Bill Clinton and Ricky Ray Rector.

We like to think of Christopher Hitchens as our surly, crotchety uncle. You know, if our uncle were a chain-smoking, ruddy-faced Englishman with a penchant for hyperbole and who was constitutionally incapable of being nice. In Crusty Uncle Chris’s latest diatribe, he argues that no one should be surprised at Bill Clinton’s playing the race card in South Carolina as he and Hillary Clinton haven’t been above it before, most notably in the case of Ricky Ray Rector.

Have you ever heard of Ricky Ray Rector? Neither had we (but with a name like that, we assumed he was either a serial killer or had assassinated a historical figure). We certainly got the killing part right.

In 1982, Ricky Ray Rector and some of his boys went to a dancehall in Conway, Arkansas. When they couldn’t foot the three-dollar cover, Rector pulled out his .38 and shot wildly at the people at the front door. He killed one person and left the other two injured. After days hiding in the woods and his mother’s house, he agreed to turn himself in to a police officer whom he’d known for most of his life. When the officer turned away from Martin during their conversation, Rector shot the officer in the jaw and neck. Then he walked outside of his mother’s house, put his pistol to his head, and pulled the trigger.

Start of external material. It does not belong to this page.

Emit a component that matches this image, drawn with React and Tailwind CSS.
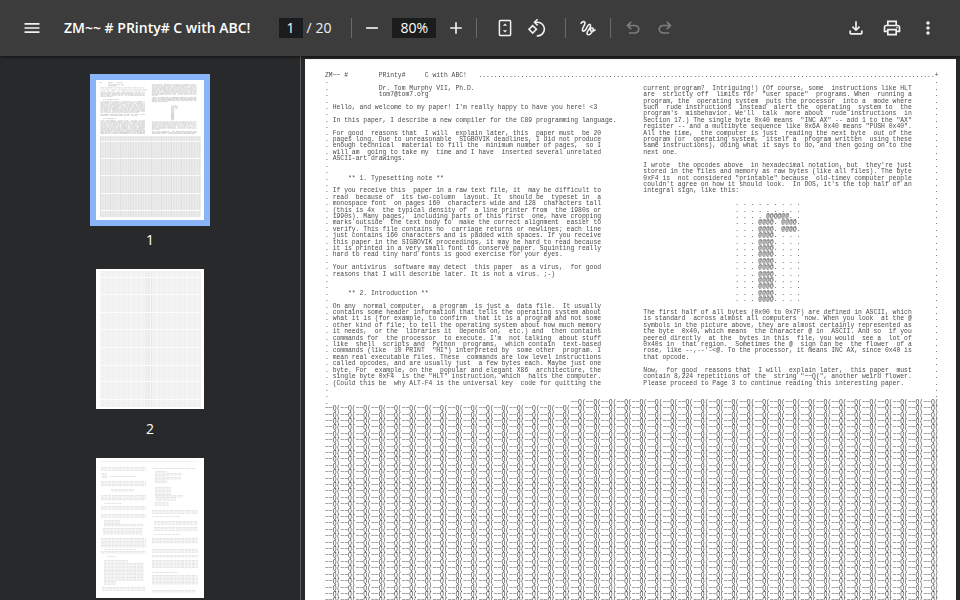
import { useState } from "react";
import {
  MdAdd,
  MdMenu,
  MdMoreVert,
  MdOutlinePrint,
  MdRemove,
} from "react-icons/md";

const COLS = 160;
const ROWS = 128;
const FLOWER = "~~Q(";

// first row and text of every block, left column of the paper
const leftBlocks = [
  [2, `            Dr. Tom Murphy VII, Ph.D.
            tom7@tom7.org`],
  [5, `Hello, and welcome to my paper! I'm really happy to have you here! <3`],
  [7, `In this paper, I describe a new compiler for the C89 programming language.`],
  [9, `For good  reasons that  I will  explain later, this  paper must  be 20
pages long. Due to unreasonable  SIGBOVIK deadlines, I did not produce
enough technical  material to fill the  minimum number of pages,  so I
will am  going to take my  time and I have  inserted several unrelated
ASCII-art drawings.`],
  [16, `    ** 1. Typesetting note **`],
  [18, `If you receive this  paper in a raw text file, it  may be difficult to
read  because of  its two-column  layout. It  should be  typeset in  a
monospace font  on pages 160  characters wide and 128  characters tall
(this is 4x  the typical density of  a line printer from  the 1980s or
1990s). Many pages,  including parts of this first  one, have cropping
marks outside  the text body to  make the correct alignment  easier to
verify. This file contains no  carriage returns or newlines; each line
just contains 160 characters and is padded with spaces. If you receive
this paper in the SIGBOVIK proceedings, it may be hard to read because
it is printed in a very small font to conserve paper. Squinting really
hard to read tiny hard fonts is good exercise for your eyes.`],
  [30, `Your antivirus  software may detect  this paper  as a virus,  for good
reasons that I will describe later. It is not a virus. ;-)`],
  [34, `    ** 2. Introduction **`],
  [36, `On any  normal computer,  a program  is just a  data file.  It usually
contains some header information that tells the operating system about
what it is (for example, to confirm  that it is a program and not some
other kind of file; to tell the operating system about how much memory
it needs,  or the  libraries it  depends on,  etc.) and  then contains
commands for  the processor  to execute. I'm  not talking  about stuff
like  shell  scripts and  Python  programs,  which contain  text-based
commands (like  10 PRINT  "HI") interpreted by  some other  program. I
mean real executable files. These  commands are low level instructions
called opcodes, and are usually just  a few bytes each. Maybe just one
byte. For  example, on the  popular and elegant X86  architecture, the
single byte 0xF4  is the "HLT" instruction, which  halts the computer.
(Could this be  why ALT-F4 is the universal key  code for quitting the`],
];

const rightBlocks = [
  [2, `current program?  Intriguing!) (Of course, some  instructions like HLT
are  strictly off  limits for  "user space"  programs. When  running a
program, the  operating system  puts the processor  into a  mode where
such  rude instructions  instead  alert the  operating  system to  the
program's  misbehavior. We'll  talk  more about  rude instructions  in
Section 17.) The single byte 0x40 means  "INC AX" -- add 1 to the "AX"
register -- and a multibyte sequence like 0x6A 0x40 means "PUSH 0x40".
All the time,  the computer is just  reading the next byte  out of the
program (or  operating system,  itself a  program written  using these
same instructions), doing what it says to do, and then going on to the
next one.`],
  [14, `I wrote  the opcodes above  in hexadecimal notation, but  they're just
stored in the files and memory as raw bytes (like all files). The byte
0xF4 is  not considered "printable" because  old-timey computer people
couldn't agree on how it should look.  In DOS, it's the top half of an
integral sign, like this:`],
  [37, `The first half of all bytes (0x00 to 0x7F) are defined in ASCII, which
is standard  across almost all computers  now. When you look  at the @
symbols in the picture above, they are almost certainly represented as
the byte  0x40, which means  the character @ in  ASCII. And so  if you
peered directly  at the  bytes in this  file, you would  see a  lot of
0x40s in  that region.  Sometimes the @  sign can be  the flower  of a
rose, like --,--'-<@. To the processor, it means INC AX, since 0x40 is
that opcode.`],
  [46, `Now,  for good  reasons that  I will  explain later,  this paper  must
contain 8,224 repetitions of the  string "~~Q(", another weird flower.
Please proceed to Page 3 to continue reading this interesting paper.`],
];

const integralSign = [
  ". . . . . . . . .",
  ". . . . . . . . .",
  ". . . . @@@@@@. .",
  ". . . @@@@. @@@@.",
  ". . . @@@@. @@@@.",
  ...Array(11).fill(". . . @@@@. . . ."),
];

function put(grid, row, col, text) {
  text.split("\n").forEach((line, i) => {
    for (let c = 0; c < line.length; c++) grid[row + i][col + c] = line[c];
  });
}

function buildPage() {
  const grid = Array.from({ length: ROWS }, () => Array(COLS).fill(" "));
  put(grid, 0, 0, "ZM~~ #        PRinty#     C with ABC!   " + ".".repeat(119) + "+");
  for (let r = 1; r < 52; r++) {
    grid[r][0] = ".";
    grid[r][COLS - 1] = ".";
  }
  leftBlocks.forEach(([row, text]) => put(grid, row, 2, text));
  rightBlocks.forEach(([row, text]) => put(grid, row, 83, text));
  put(grid, 20, 107, integralSign.join("\n"));
  put(grid, 51, 64, FLOWER.repeat(24));
  for (let r = 52; r < ROWS; r++) put(grid, r, 0, FLOWER.repeat(40));
  return grid.map((row) => row.join("").trimEnd());
}

const pageLines = buildPage();

// one stroke per word of the text, rows above the flower field
const wordStrokes = pageLines
  .slice(0, 51)
  .map((line, r) =>
    [...line.matchAll(/[^\s]{2,}/g)]
      .filter((m) => !m[0].startsWith("..."))
      .map((m) => `M${3.2 + m.index * 0.635} ${2.6 + r * 1.06}h${m[0].length * 0.635}`)
      .join("")
  )
  .join("");

// x, y, width, height of the text blocks on page three
const thirdPage = [
  [5, 9, 45, 3], [6, 15, 5, 5], [13, 18, 27, 1], [5, 23, 45, 5], [15, 31, 23, 2],
  [5, 37, 45, 5], [8, 45, 18, 1], [5, 48, 45, 4], [5, 56, 45, 4], [8, 62, 16, 3],
  [8, 66, 40, 2], [7, 70, 40, 7], [5, 80, 45, 9], [8, 91, 32, 1], [5, 93, 45, 2],
  [11, 98, 9, 1], [8, 102, 24, 2], [8, 105, 40, 18], [8, 123, 12, 3], [6, 129, 43, 4],
  [56, 10, 44, 1], [59, 13, 12, 12], [71, 15, 15, 2], [71, 19, 14, 2], [59, 29, 16, 8],
  [59, 37, 28, 2], [60, 39, 20, 3], [59, 44, 14, 4], [56, 52, 46, 4], [56, 58, 28, 1],
  [58, 63, 44, 4], [58, 69, 44, 4], [58, 76, 26, 1], [56, 80, 46, 5], [56, 91, 46, 3],
  [56, 97, 46, 2], [56, 102, 46, 8], [56, 114, 26, 1], [56, 117, 46, 9], [56, 132, 44, 2],
];

function ThumbOne() {
  return (
    <>
      <path d={wordStrokes} stroke="#c4c4c4" strokeWidth="0.7" />
      <rect x="4" y="56" width="101" height="81" fill="#ebebeb" />
      {Array.from({ length: 40 }, (_, i) => (
        <rect key={i} x={4 + i * 2.54} y="57" width="0.8" height="80" fill={i % 4 ? "#e2e2e2" : "#dadada"} />
      ))}
      <path d="M4 61.5h101M4 78.5h101M4 95.5h101M4 113.5h101M4 130.5h101" stroke="#fafafa" />
    </>
  );
}

function ThumbTwo() {
  return (
    <>
      <rect x="4" y="2" width="101" height="136" fill="#f3f3f3" />
      {Array.from({ length: 20 }, (_, i) => (
        <rect key={i} x={7 + i * 5.08} y="2" width="1" height="136" fill="#efefef" />
      ))}
      <path d="M50.5 2v136M52.5 2v136M55.5 2v136" stroke="#e6e6e6" strokeWidth="0.8" />
      <path d="M4 8.5h101M4 25.5h101M4 43.5h101M4 60.5h101M4 78.5h101M4 96.5h101M4 112.5h101M4 130.5h101" stroke="#fcfcfc" />
    </>
  );
}

function ThumbThree() {
  return (
    <>
      <path d="M4 3.5h98" stroke="#f3f3f3" />
      {thirdPage.map(([x, y, w, h]) =>
        Array.from({ length: Math.ceil(h / 1.4) }, (_, i) => (
          <path
            key={`${x}-${y}-${i}`}
            d={`M${x} ${y + 0.5 + i * 1.4}h${w}`}
            stroke="#e2e2e2"
            strokeWidth="0.9"
            strokeDasharray={i % 2 ? "3 0.7 2 0.6 4 0.7" : "2 0.6 4 0.7 3 0.6"}
          />
        ))
      )}
    </>
  );
}

const thumbs = [ThumbOne, ThumbTwo, ThumbThree];

function ToolButton({ label, children, ...rest }) {
  return (
    <button
      type="button"
      aria-label={label}
      title={label}
      className="flex size-8 shrink-0 items-center justify-center rounded-full text-xl hover:bg-white/10 disabled:text-[#7c7c7c]"
      {...rest}
    >
      {children}
    </button>
  );
}

function Divider({ className }) {
  return <div className={`h-5 w-px shrink-0 bg-[#6a6a6a] ${className}`} />;
}

function SymbolIcon({ d }) {
  return (
    <svg viewBox="0 -960 960 960" className="size-5" fill="currentColor">
      <path d={d} />
    </svg>
  );
}

function FitIcon() {
  return (
    <svg viewBox="0 0 20 20" className="size-5" fill="none" stroke="currentColor" strokeWidth="1.5">
      <rect x="4.4" y="2.6" width="11.2" height="14.8" rx="0.8" />
      <path d="M7.8 7.8 10 5.4l2.2 2.4zM7.8 12.2l2.2 2.4 2.2-2.4z" fill="currentColor" stroke="none" />
    </svg>
  );
}

function RotateIcon() {
  return (
    <svg viewBox="0 0 20 20" className="size-5" fill="none" stroke="currentColor" strokeWidth="1.6">
      <path d="M5.7 7.6 2 11.3 5.7 15l3.7-3.7z" />
      <path d="M8.2 4.3h2.4a6.8 6.8 0 0 1 0 13.6h-.8" />
      <path d="M10.6 1.2 7.5 4.3l3.1 3.1" />
    </svg>
  );
}

function DrawIcon() {
  return (
    <svg viewBox="0 0 20 20" className="size-5" fill="none" stroke="currentColor" strokeWidth="1.6" strokeLinecap="round">
      <path d="M3 5.2C4.5 3.2 7.2 2.9 7 5.2 6.8 7.5 4 9.8 4.4 12c.4 2 2.6 1.2 3.6-.8 1-1.8 1.6-4 3-4.6 1.6-.6 1.8 1 1.2 2.6-.8 2-3.4 4.4-3.2 6.2.2 1.6 2.2 1.8 3.6.4 1.4-1.4 3-3.4 2.6-5-.4-1.4-2.6-.8-2.8.8-.2 2 2.2 2.2 4.6.4" />
    </svg>
  );
}

function Toolbar({ page, setPage, zoom, setZoom }) {
  return (
    <header className="z-10 flex h-14 shrink-0 items-center bg-[#3c3c3c] px-4 text-[#f1f1f1] shadow-[0_1px_3px_rgba(0,0,0,0.6)]">
      <div className="flex min-w-0 flex-1 items-center gap-4">
        <ToolButton label="Menu">
          <MdMenu />
        </ToolButton>
        <h1 className="truncate text-sm font-semibold text-white">ZM~~ # PRinty# C with ABC!</h1>
      </div>
      <div className="flex items-center text-sm">
        <input
          aria-label="Page number"
          value={page}
          onChange={(e) => setPage(e.target.value)}
          className="h-5 w-6 bg-[#1b1c1d] text-center text-white outline-none"
        />
        <span className="ml-1 whitespace-nowrap">/ 20</span>
        <Divider className="ml-5 mr-1" />
        <ToolButton label="Zoom out" onClick={() => setZoom(Math.max(20, zoom - 10))}>
          <MdRemove />
        </ToolButton>
        <input
          aria-label="Zoom level"
          value={`${zoom}%`}
          readOnly
          className="mx-1 h-5 w-11 bg-[#1b1c1d] text-center text-white outline-none"
        />
        <ToolButton label="Zoom in" onClick={() => setZoom(Math.min(300, zoom + 10))}>
          <MdAdd />
        </ToolButton>
        <Divider className="ml-1 mr-3" />
        <ToolButton label="Fit to page">
          <FitIcon />
        </ToolButton>
        <ToolButton label="Rotate counterclockwise">
          <RotateIcon />
        </ToolButton>
        <Divider className="ml-3 mr-1.5" />
        <ToolButton label="Draw">
          <DrawIcon />
        </ToolButton>
        <Divider className="mx-1.5" />
        <ToolButton label="Undo" disabled>
          <SymbolIcon d="M280-200v-80h284q63 0 109.5-40T720-420q0-60-46.5-100T564-560H312l104 104-56 56-200-200 200-200 56 56-104 104h252q97 0 163.5 63T800-420q0 94-66.5 157T564-200H280Z" />
        </ToolButton>
        <ToolButton label="Redo" disabled>
          <SymbolIcon d="M396-200q-97 0-163.5-63T160-420q0-94 66.5-157T396-640h252L544-744l56-56 200 200-200 200-56-56 104-104H396q-63 0-109.5 40T240-420q0 60 46.5 100T396-280h284v80H396Z" />
        </ToolButton>
      </div>
      <div className="flex flex-1 items-center justify-end gap-1">
        <ToolButton label="Download">
          <SymbolIcon d="M480-320 280-520l56-58 104 104v-326h80v326l104-104 56 58-200 200ZM240-160q-33 0-56.5-23.5T160-240v-120h80v120h480v-120h80v120q0 33-23.5 56.5T720-160H240Z" />
        </ToolButton>
        <ToolButton label="Print">
          <MdOutlinePrint />
        </ToolButton>
        <ToolButton label="More actions">
          <MdMoreVert />
        </ToolButton>
      </div>
    </header>
  );
}

function Sidebar({ page, setPage }) {
  return (
    <nav className="flex w-[301px] shrink-0 flex-col items-center gap-[13px] overflow-hidden border-r border-[#5c5c5c] bg-[#28292a] pt-[18px]">
      {thumbs.map((Thumb, i) => (
        <button
          key={i}
          type="button"
          onClick={() => setPage(String(i + 1))}
          className="flex shrink-0 flex-col items-center gap-1 text-sm text-white"
        >
          <span className={`block p-1.5 ${page === String(i + 1) ? "bg-[#8ab4f8]" : ""}`}>
            <svg viewBox="0 0 108 140" className="h-[140px] w-[108px] bg-white">
              <Thumb />
            </svg>
          </span>
          <span>{i + 1}</span>
        </button>
      ))}
    </nav>
  );
}

export default function App() {
  const [page, setPage] = useState("1");
  const [zoom, setZoom] = useState(80);

  return (
    <div className="flex h-screen flex-col overflow-hidden bg-[#282828] font-['Open_Sans','Noto_Sans',sans-serif]">
      <Toolbar page={page} setPage={setPage} zoom={zoom} setZoom={setZoom} />
      <div className="flex min-h-0 flex-1">
        <Sidebar page={page} setPage={setPage} />
        <main className="flex min-w-0 flex-1 flex-col items-center overflow-hidden pt-[3px]">
          <div className="shrink-0 bg-white pt-[18px] pr-[21px] pb-4 pl-[25px]" style={{ zoom: zoom / 100 }}>
            <pre className="font-['Liberation_Mono',monospace] text-[8px] leading-[8px] text-[#4a4a4a] will-change-transform">
              {pageLines.join("\n")}
            </pre>
          </div>
        </main>
      </div>
    </div>
  );
}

Rector would survive the gunshot, but it left him more or less lobotomized, with an IQ was around 70. Still, a judge ruled him competent to stand trial. He was convicted and sentenced to death, although there’s a lot of evidence that suggests that he didn’t understand the charges against him or his conviction (Hitchens says that when guards took Rector to his death, he made sure he left part of the pecan pie, the dessert from his last meal, “for later”).
Bill Clinton, then the governor of Arkansas, was running for president, and rushed back to Arkansas from the campaign trail. He wanted people to be sure that the execution was still being carried out — he needed to appear tough on crime as he lost traction with voters.

It took 50 minutes for the prison staff to find a suitable vein for Rector’s lethal injection. Witnesses said Rector moaned the entire time. In the aftermath of the whole affair, the prison chaplain resigned.

Rector is an imperfect martyr, sure. But Clinton’s assertion that Democrats “should no longer feel guilty about protecting the innocent” as justification to put a mentally retarded man is emblematic of the kind of queasying political calculation that’s become synonymous with the Clinton’s in the 16 years since.

“For now, I just ask you to imagine what would have been said if a Republican governor, falling in the polls, had gone out of his way to execute a mentally incompetent African-American prisoner,” Hitchens asks.

It’s not an illegitimate point.

G.D.

G.D.

Gene "G.D." Demby is the founder and editor of PostBourgie. In his day job, he blogs and reports on race and ethnicity for NPR's Code Switch team.
G.D.
  • Troy

    Isnt’t that one of the things we loved about Clinton, though? He has rightly been referred to as arguably the greastest politician of his generation due to his uncanny political adeptness. He knows what gets assess to polls and while Obama’s recent victory was impressive I don’t think anybody thinks that this campaign is over. The Clintons know the demographics of politics better than anybody and they’ll use everything they’ve got to win back that office and the power that goes with it.